Ma senza contare che di fatto tablet, Lim (la lavagna interattiva multimediale, un’interfaccia interattiva tra docente e studenti) e altri supporti digitali già esistono e sono parte della quotidianità di molti studenti (mi riferisco in particolare al supporto garantito per legge agli studenti con disturbi di apprendimento), quello che il Ministero sembra lasciare intendere con quest’ultima “svolta” è che tali strumenti non siano un semplice supporto, ma la base stessa della conoscenza.

“È cambiato il modello cognitivo,” ha detto la ministra, per cui deve cambiare il modello con cui si insegna. Un po’ come a dire che più che fornire le scuole di tecnologie didattiche adeguate (per esempio, aule di informatica) si dica agli insegnanti “i supporti i vostri studenti già li hanno, ma dovete imparare voi stessi a usarli.” È discutibile, peraltro, che uno smartphone aiuti davvero gli studenti ad acquisire nuove conoscenze. Diversi studi, anzi, dimostrano il contrario.

In un’intervista al New York Times, pubblicata nel marzo dello scorso anno, lo scrittore Adam Alter spiega come gli smartphone innanzitutto creino dipendenza e come abbiano inibito gran parte delle funzioni di apprendimento di coloro che ne fanno un uso quotidiano.

“Se utilizzi quotidianamente lo smartphone per tre ore, quello è un tempo che non stai utilizzando nelle interazioni faccia a faccia con altre persone. Gli smartphone soddisfano tutti i bisogni del momento ma non richiedono grande iniziativa. Non devi ricordarti mai niente perché tutto è esattamente davanti a te. Non devi sviluppare abilità mnemoniche o creative.”

Incrementare sin dalla tenera età l’utilizzo dello smartphone rischia di avere come conseguenza quella di creare alienazione e incapacità relazionale in un più vasto numero di soggetti. E ancora, si incrementa il rischio che i soggetti in questione, se devono scegliere tra approccio digitale e reale, preferiscano il primo. Peraltro aumentando il senso di insicurezza che proprio il mondo digitale suscita (e questo a prescindere dall’età).

Proprio per questo, anzi, un’educazione all’utilizzo delle tecnologie e di internet è fondamentale. Ma un discorso del genere non può non tenere tenere conto della quotidianità di un professore che entra in classe e trova più della metà degli studenti incollati davanti al proprio smartphone. Benedetto Vertecchi, pedagogista dell’università di Roma, ha messo in luce come i device come i tablet riducano la consapevolezza ortografica e le capacità argomentative. Rischio, a cui si può ovviare alla vecchia maniera.

Il nodo centrale della questione è che non si può pensare di educare a una consapevolezza digitale se non si è in grado di regolarizzare innanzitutto la fruizione dei device.

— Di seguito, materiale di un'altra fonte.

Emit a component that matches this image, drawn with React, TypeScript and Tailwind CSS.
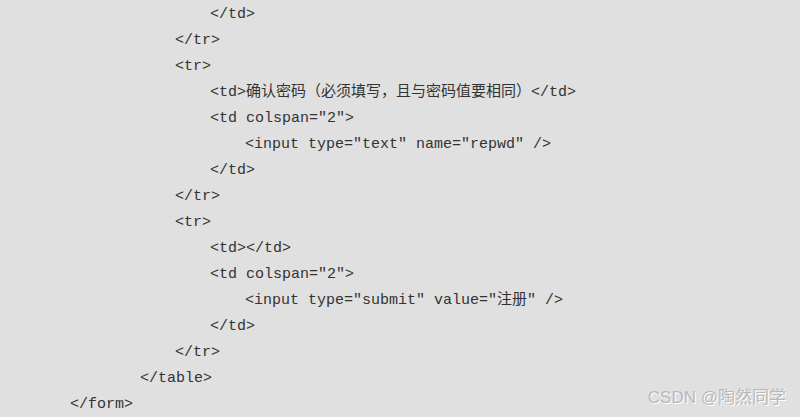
const lines: { indent: string; text: string }[] = [
  { indent: 'pl-[210px]', text: '</td>' },
  { indent: 'pl-[175px]', text: '</tr>' },
  { indent: 'pl-[175px]', text: '<tr>' },
  { indent: 'pl-[210px]', text: '<td>确认密码（必须填写，且与密码值要相同）</td>' },
  { indent: 'pl-[210px]', text: '<td colspan="2">' },
  { indent: 'pl-[245px]', text: '<input type="text" name="repwd" />' },
  { indent: 'pl-[210px]', text: '</td>' },
  { indent: 'pl-[175px]', text: '</tr>' },
  { indent: 'pl-[175px]', text: '<tr>' },
  { indent: 'pl-[210px]', text: '<td></td>' },
  { indent: 'pl-[210px]', text: '<td colspan="2">' },
  { indent: 'pl-[245px]', text: '<input type="submit" value="注册" />' },
  { indent: 'pl-[210px]', text: '</td>' },
  { indent: 'pl-[175px]', text: '</tr>' },
  { indent: 'pl-[140px]', text: '</table>' },
  { indent: 'pl-[70px]', text: '</form>' },
];

export default function App() {
  return (
    <div className="relative w-[800px] h-[417px] overflow-hidden bg-[#e0e0e0]">
      {/* code listing */}
      <div className="flex flex-col pt-[2px] font-['Liberation_Mono','Noto_Sans_CJK_SC',monospace] text-[15px] leading-[26px] text-[#333333]">
        {lines.map((l, i) => (
          <div key={i} className={`${l.indent} whitespace-pre`}>
            {l.text}
          </div>
        ))}
      </div>

      {/* watermark */}
      <div className="absolute right-[14px] bottom-[9px] font-['Liberation_Sans','Noto_Sans_CJK_SC',sans-serif] text-[17px] leading-[20px] text-[#b8b8b8] [text-shadow:1px_1px_0_#ffffff]">
        CSDN @陶然同学
      </div>
    </div>
  );
}
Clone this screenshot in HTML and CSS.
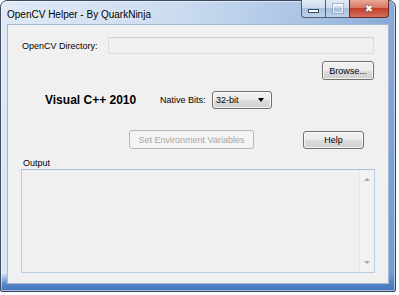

In Francia, recentemente il governo ha deciso di prendere la direzione opposta, vietando i cellulari nelle scuole elementari e medie, obbligatoriamente per tutti, professori compresi. Una soluzione che, per quanto tranchant, fa capire a chiare lettere che non si può pensare allo smartphone come a un componente essenziale della vita.

Sarebbe ingenuo non riconoscere che gli studenti nati nella generazione digitale siano già profondamente segnati dalle tecnologie che li circondano, e come tali non sono in grado di immaginare un mondo senza. Ma proprio per questo la scuola può essere il luogo dove è ancora possibile insegnare il concetto di limite e di pausa dall’immersività della tecnologia. Ricordando quindi che esiste un concetto di socialità ben distinta dalla socialità digitale.

Non è civile una società in cui lo smartphone è un estensione essenziale dell’essere umano, non è soltanto incentivandone l’utilizzo che si aiuta gli adolescenti al riconoscimento di una fake news. E soprattutto, insegnare agli adolescenti che è esiste una vita al di là di quella digitale, è uno dei modi per evitare scenari immaginari ormai più che probabili.